Hedera Hashgraph announced membership in the W3C consortium. It will act as an organization member. Hedera also “registered a DID Method to the W3C Credentials Community Group’s Decentralized Identifier (DID) registry.”
Working on Decentralized Concepts of the Web Platforms
World Wide Web Consortium has many organization members that work with the staff inside consortium and public users on developing new standards for the web. The overall mission is to improve the web toward its full potentials. HTML and CSS are the well-known standards from W3C that almost all websites are built based on them. Its rules also try to pave the way for modern businesses to leverage the web’s potential in their corresponding industries like entertainment, communications, digital publishing, and financial services.
Decentralized Identifiers (DID) is one of the ongoing concepts within W3C that focuses on privacy and identity security on the web. Identifying users, businesses, and devices using these methods are more secure and privacy-based. W3C has a specialized department named DID Working Group that standardizes the DID URI scheme, data model, and syntax of DID documents. There are methods in the workflow of this group that define how identities are linked to distributed ledgers.
Hedera Hashgraph participated in the W3C standard developing procedure, specifically in DID Methods.

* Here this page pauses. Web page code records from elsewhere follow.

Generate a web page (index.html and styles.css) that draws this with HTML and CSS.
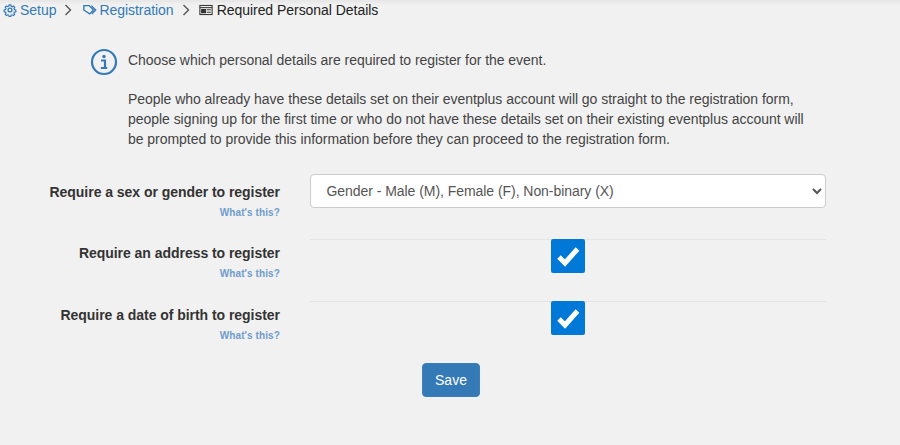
FILE: index.html
```html
<!DOCTYPE html>
<html lang="en">
<head>
<meta charset="utf-8">
<title>Required Personal Details</title>
<link rel="stylesheet" href="styles.css">
</head>
<body>
<nav class="crumbs">
  <svg class="ic" viewBox="0 0 16 16" fill="none" stroke="#337ab7" stroke-width="1.5"><circle cx="8" cy="8" r="2.2"/><path d="M6.900 1.500h2.200l.4 1.900 1.300.6 1.700-1 1.500 1.600-1 1.600.5 1.300 1.900.5v2.200l-1.900.4-.6 1.300 1 1.700-1.500 1.500-1.700-1-1.300.5-.4 1.900H6.900l-.4-1.900-1.300-.5-1.700 1-1.500-1.500 1-1.700-.6-1.300-1.900-.4V7.800l1.900-.5.5-1.300-1-1.600 1.500-1.600 1.700 1 1.300-.6z" transform="translate(.8 .8) scale(.9)"/></svg>
  <a class="crumb" href="#">Setup</a>
  <svg class="chev" viewBox="0 0 8 12" fill="none" stroke="#555" stroke-width="1.4"><path d="M1.500 1l5 5-5 5"/></svg>
  <svg class="ic tag" viewBox="0 0 16 16" fill="none" stroke="#337ab7" stroke-width="1.600"><path d="M1 3h6l5 5-4.500 4.500L1 8z"/><path d="M9.500 3l5 5-4.500 4.500"/></svg>
  <a class="crumb" href="#">Registration</a>
  <svg class="chev" viewBox="0 0 8 12" fill="none" stroke="#555" stroke-width="1.4"><path d="M1.500 1l5 5-5 5"/></svg>
  <svg class="ic card" viewBox="0 0 16 14" fill="none" stroke="#333" stroke-width="1.200"><rect x="1" y="1.800" width="14" height="10.400"/><path d="M1 4.300h14"/><path d="M3 6.500h4.500v3.500H3z" fill="#333"/><path d="M9 6.800h4.500M9 9.500h4.500"/></svg>
  <span class="current">Required Personal Details</span>
</nav>

<main class="page">
  <section class="intro">
    <svg class="info" viewBox="0 0 28 28" fill="none"><circle cx="14" cy="14" r="12" stroke="#337ab7" stroke-width="2.200"/><circle cx="14" cy="8.500" r="1.700" fill="#337ab7"/><path d="M11 12.500h4v7M10.800 20h6.400" stroke="#337ab7" stroke-width="2.200"/></svg>
    <div class="intro-text">
      <p>Choose which personal details are required to register for the event.</p>
      <p>People who already have these details set on their eventplus account will go straight to the registration form, people signing up for the first time or who do not have these details set on their existing eventplus account will be prompted to provide this information before they can proceed to the registration form.</p>
    </div>
  </section>

  <form class="form">
    <div class="row first">
      <div class="label"><label>Require a sex or gender to register</label><a href="#">What's this?</a></div>
      <div class="control">
        <select class="select"><option>Gender - Male (M), Female (F), Non-binary (X)</option></select>
      </div>
    </div>
    <div class="row">
      <div class="label"><label>Require an address to register</label><a href="#">What's this?</a></div>
      <div class="control ruled">
        <span class="check"><svg viewBox="0 0 34 34"><path d="M8 18l6 6L26.500 10" fill="none" stroke="#fff" stroke-width="5"/></svg></span>
      </div>
    </div>
    <div class="row">
      <div class="label"><label>Require a date of birth to register</label><a href="#">What's this?</a></div>
      <div class="control ruled">
        <span class="check"><svg viewBox="0 0 34 34"><path d="M8 18l6 6L26.500 10" fill="none" stroke="#fff" stroke-width="5"/></svg></span>
      </div>
    </div>
    <div class="actions"><button type="button" class="save">Save</button></div>
  </form>
</main>
</body>
</html>
```
FILE: styles.css
```css
* { box-sizing: border-box; }
html, body { margin: 0; padding: 0; }
body {
  width: 900px;
  height: 445px;
  overflow: hidden;
  background: linear-gradient(#e6e6e6, #f1f1f1 5px);
  font-family: "Liberation Sans", Arial, sans-serif;
  font-size: 14px;
  color: #333;
  letter-spacing: -0.04px;
}
.crumbs {
  display: flex;
  align-items: center;
  height: 20px;
  padding-left: 3px;
  font-size: 14px;
}
.ic { width: 14px; height: 14px; flex: none; }
.crumb { color: #337ab7; text-decoration: none; margin-left: 3px; }
.chev { width: 8px; height: 12px; margin: 0 11px 0 8px; flex: none; }
.tag { width: 16px; margin-left: -1px; }
.tag + .crumb { margin-left: 1px; }
.card { margin-left: -2px; margin-right: 4px; }
.current { color: #222; }
.page { padding: 0; }
.intro {
  display: flex;
  margin: 28px 0 0 90px;
  width: 726px;
  color: #444;
  line-height: 20px;
}
.info { width: 28px; height: 28px; flex: none; margin-right: 10px; }
.intro-text p { margin: 0 0 19px; padding-top: 2px; }
.intro-text p + p { padding-top: 0; margin-bottom: 25px; }
.form { margin-top: 0; }
.row { display: flex; height: 62px; }
.row.first { height: 65px; }
.label {
  width: 280px;
  display: flex;
  flex-direction: column;
  align-items: flex-end;
  padding-top: 4px;
}
.row.first .label { padding-top: 8px; }
.label label { font-weight: 700; font-size: 14px; line-height: 20px; color: #333; }
.label a { font-size: 10px; font-weight: 700; color: #6f9ccb; text-decoration: none; line-height: 14px; margin-top: 4px; letter-spacing: 0.1px; }
.control { width: 516px; margin-left: 29.5px; }
.select {
  display: block;
  width: 516px;
  height: 34px;
  padding: 0 12px;
  background: #fff;
  border: 1px solid #ccc;
  border-radius: 4px;
  font-family: inherit;
  font-size: 14px;
  letter-spacing: -0.05px;
  color: #555;
}
.ruled { border-top: 1px solid #e4e4e4; padding-left: 241px; }
.check {
  display: block;
  width: 34px;
  height: 34px;
  margin-top: -1px;
  background: #0078d7;
  border-radius: 2px;
}
.check svg { display: block; width: 34px; height: 34px; }
.actions { padding-left: 422px; }
.save {
  width: 58px;
  height: 34px;
  background: #337ab7;
  border: 1px solid #3b7fba;
  border-radius: 4px;
  color: #fff;
  font-family: inherit;
  font-size: 14px;
  padding: 0;
}
```
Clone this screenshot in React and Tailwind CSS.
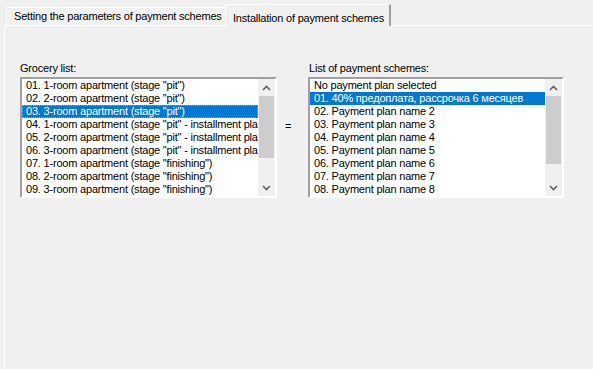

It provided a method to the working group that is now accepted and one of the reasons that W3C chose Hedera as an organization member. Hedera tries to leverage its consensus service in the proposed method. It claims that its underlying blockchain technology can manage tens of thousands of identity anchorings per second and improve efficiency in DID procedures.
“The current pandemic has brought into sharp focus the importance of remote collaboration, which requires highly trusted and widely interoperable digital identities to keep us connected to critical services. As we continue to rely on the internet more and more, it is crucial that technical standards and guidelines are established to ensure that the web remains open, accessible, safe, and interoperable to everyone around the world. We are pleased to be supporting and contributing to W3C’s vision for highly scalable, interoperable, decentralized identity,” according to Mance Harmon, CEO, and Co-founder of Hedera Hashgraph.